The full album Highwayman, released in 1985, held up alongside its breakthrough single. “Desperados Waiting for a Train,” Guy Clark’s masterpiece about an old man and the boy who loves him, received one of its most powerful recorded performances. “Deportee (Plane Wreck at Los Gatos),” Woody Guthrie’s elegy for migrant workers killed in a 1948 plane crash, was given new gravity by four voices that collectively understood something about American labor, American loss, and American indifference to both. The album had a conceptual coherence that surprised critics who expected a cash-in package: these were songs about American myth, American mortality, and American stubbornness in the face of both.

The track selection was itself a statement. Guthrie had written “Deportee” about thirty-two migrant workers killed when their deportation flight crashed near Fresno in 1948, their identities so obscure that the press reported them simply as “deportees.” The song had waited thirty-seven years for a recording that matched what Guthrie understood about those lives. Four men whose careers had always included working people in their frame gave it that recording. The sequencing was thoughtful in a way that budget compilations rarely manage: this felt like a record made by people who cared what it said and in what order it said it.

The album reached number one on the Billboard Top Country Albums chart and eventually went platinum. More significantly, it demonstrated that the supergroup format — imported from rock music, where it had produced Cream, Crosby Stills Nash and Young, and a dozen others — could work in country when the artists brought genuine substance rather than commercial calculation. Every review of the time noted what was obvious on first listen: these were not session musicians putting their names on something.
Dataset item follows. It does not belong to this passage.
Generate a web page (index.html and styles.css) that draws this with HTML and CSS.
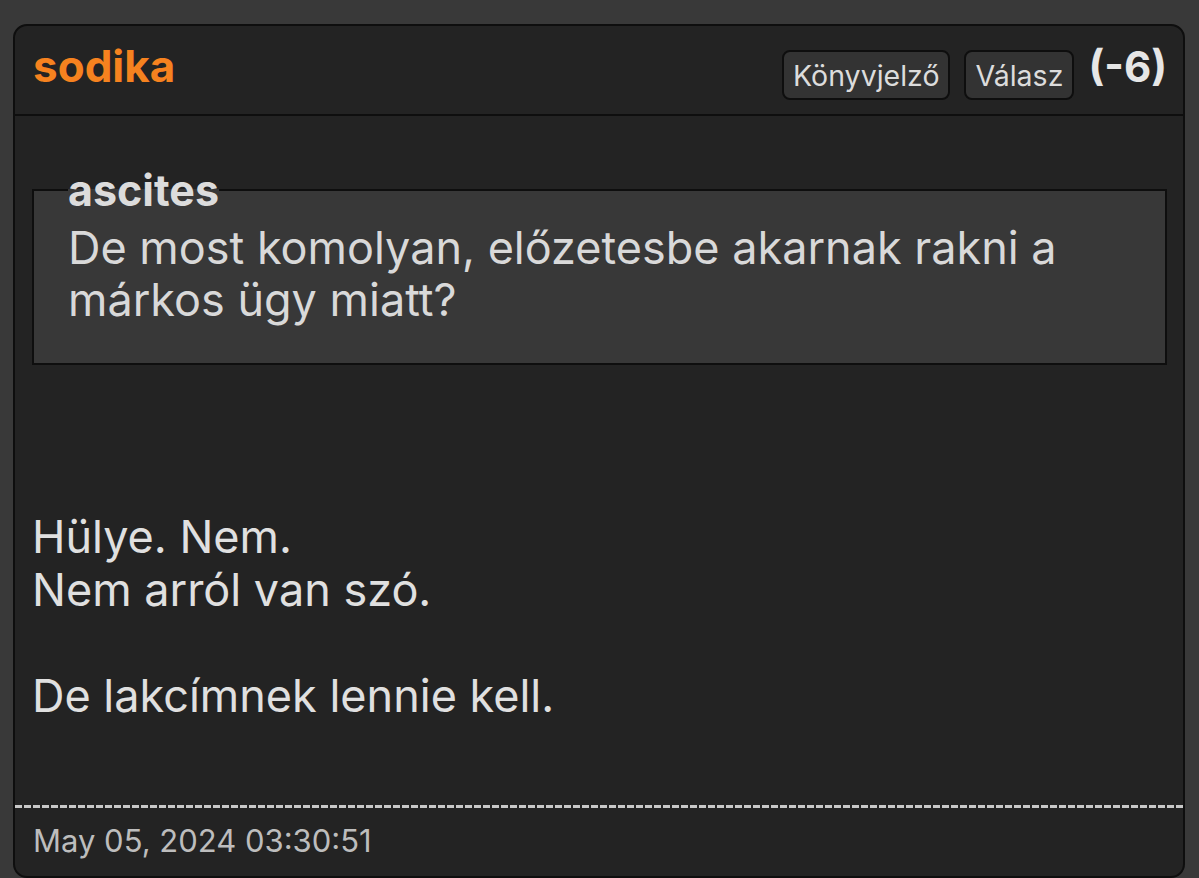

These were four men who had earned the right to stand together, and the music sounded exactly like that.

Four Highwaymen performers on arena stage during late 1980s concert tour, wide audience-floor shot, basic stage lighting, large crowd visible
Four separate touring operations combined into one show. Audiences got four headlining acts and a supergroup — for roughly the price of one ticket.

On the Road

The Highwaymen as a live act presented logistical challenges that bordered on the comic. Four major stars meant four separate touring operations, four sets of equipment, four bands with their own needs, four managers and their competing priorities. The show format that evolved gave each artist a solo set alongside the Highwaymen material, which meant audiences were getting — for roughly the price of one ticket — four headlining acts and a supergroup. The crowds that showed up understood this immediately and responded accordingly.

The camaraderie on stage was genuine, rooted in relationships that in some cases stretched back twenty-five years. Cash and Waylon had known each other since the early 1960s, sharing the Baptist faith and the particular understanding that comes from two men who have both looked at the bottom and climbed back out of it. Willie and Waylon had been the original outlaw partnership. Kris had written songs that all three of them had recorded and loved. The chemistry was not manufactured for commercial purposes. It was the natural result of four men who had spent careers earning one another’s respect finally standing in the same place at the same time.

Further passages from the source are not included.